Finch has a knack for analogies that are helpful for learning the intricacies of basketball, both for players and for viewers hoping to understand what the team works on between games. On Reddick’s podcast, Finch presented a different version of this analogy that may be even better. One of his catchphrases is to tell a player, “You’re already wearing an Armani suit, I just wanna tailor it for you. You made yourself the player you are. I’m not trying to make you a different player, I’m not trying to change your game significantly. … Let’s clean up the edges where we can clean up.”
In the context of analytics, Finch says this in reference to coaching players who have a good midrange game, but are also good three-point shooters and could benefit from taking more threes instead of long twos. Finch has been adamant about helping players bring what they’re naturally good at to an NBA court, while also not forgetting to encourage the principles of efficiency that have made his teams successful throughout his career. He discusses having these conversations with Anthony Edwards as an example of a player who can do both. However, he could benefit from leaning into three-point shooting more, because he’s great at making catch-and-shoot threes.
From Finch:
My whole evolution in the statistical revolution, if you will, comes from the teams that I was coaching overseas, JJ, always played this way. Not because I understood the math back in the 90s or early 2000s. It’s just cause those were the guys that I could afford, and we’d run up and down, play undersized basketball and shoot a lot of threes. So then when I got here…I started working in the Rockets, you know a very heavy analytical environment, it made sense to me.
So I didn’t have this natural distrust of the math, because I’d seen it work. Most coaches are opposite during this evolution right? They’ve played one way and now they’re being asked to trust these numbers, and I’m not faulting anyone, but that’s just like the dynamic. And it’s no different with the player right? You’ve played one way and now we’re asking you to trust numbers you haven’t seen work for you, let’s say, but it is working for you in the background.
It’s incredible that Finch was practicing the main tenets of a revolution that was about to come, without knowing the math behind it, and just knowing that it worked for him and his teams in Europe. It’s even more incredible that he developed this strategy as a result of the monetary constraints his teams were under, given that he started coaching in smaller European leagues that couldn’t sign expensive big-name players. However, the part that’s possibly most interesting, is that the Houston Rockets were quietly studying what Finch was doing.
Later on in the podcast, JJ talks with Finch about his influence on analytics. “My understanding is…those teams you coached in Rio Grande [Houston’s G League Team],” Redick said, “that was like an incubator, a test run.”
“It was, yeah,” Finch responded.
“For how to play that way, you guys just shot threes almost every possession,” Redick continued. “Do you feel like the reason you got that job is because of how your teams played in Europe?

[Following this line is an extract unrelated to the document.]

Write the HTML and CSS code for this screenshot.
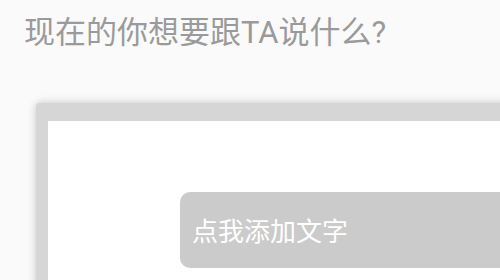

Like very specifically that is the reason.”
Finch agrees that this was a big reason why the Rockets hired him. Finch then said that at first he was a little put off by his interviewers telling him they wanted to incorporate parts of the European game into Houston’s G League team because Finch wanted to protect the integrity of what he was trying to do in Europe.
“Once I took the job and sat down with them and they explained everything to me, then it made sense,” he said. “They showed data, ‘Here’s the data on your teams.’ You know, that’s stuff that I didn’t even have access to overseas. They had access to it. So it was pretty much a natural fit. And again, it was just me learning the science behind it, and why it was working for me overseas.”
Finch was an innovator in the analytics movement. He was also the coach of the team who first tested the limits of analytics within the NBA sphere is an incredible piece of basketball history, and something that doesn’t get talked about enough. Houston’s willingness to take a risk and be on the cutting edge of analytics when very few teams believed in them, gave their team a huge advantage in the James Harden era. Though they never won a championship with Harden, they proved the strategy could work in the NBA, and paved the way for teams like the Golden State Warriors to create their own brand of analytical small-ball basketball.
It retrospectively makes a lot of sense that they had the success they did, though. Finch recounts Houston’s front office team he worked with at the time. He recounts preparing for the G League draft in a room with Daryl Morey, Sam Hinkie, Gersson Rosas, Arturas Karnisovas, Monty McNair, and Sachin Gupta, who is currently in Minnesota’s front office. Gupta was also the interim President of Basketball Operations before the Wolves hired Tim Connelly. “That’s a lot of brain power right there that I got to go to work with every day,” Finch said. “That’s one of the most fortunate things that’s happened to my career.”
Almost no movement in an organization as big as the NBA is created by one person, and analytics were no exception. Still, it’s cool to hear Finch’s perspective of how they developed because he was one of a handful of people naturally at the forefront of the movement. And since Finch is a fan of analogies, I’d posit he’s an innovator to basketball like the Replacements were to Indie Rock, Iggy Pop was to Punk, or Sister Nancy was to Dancehall and later Hip-hop.
Finch was a proto-analytics coach. Like these artists, didn’t necessarily set out to create something new; Finch just made art that he liked with the resources he had available to him. The results were largely unseen at first because he primarily coached on small teams in Europe at the time. However, when he and his like minded peers began to collaborate, they created a new genre of basketball that people later took influence from to create similar art of their own. That in itself is something to be celebrated and remembered.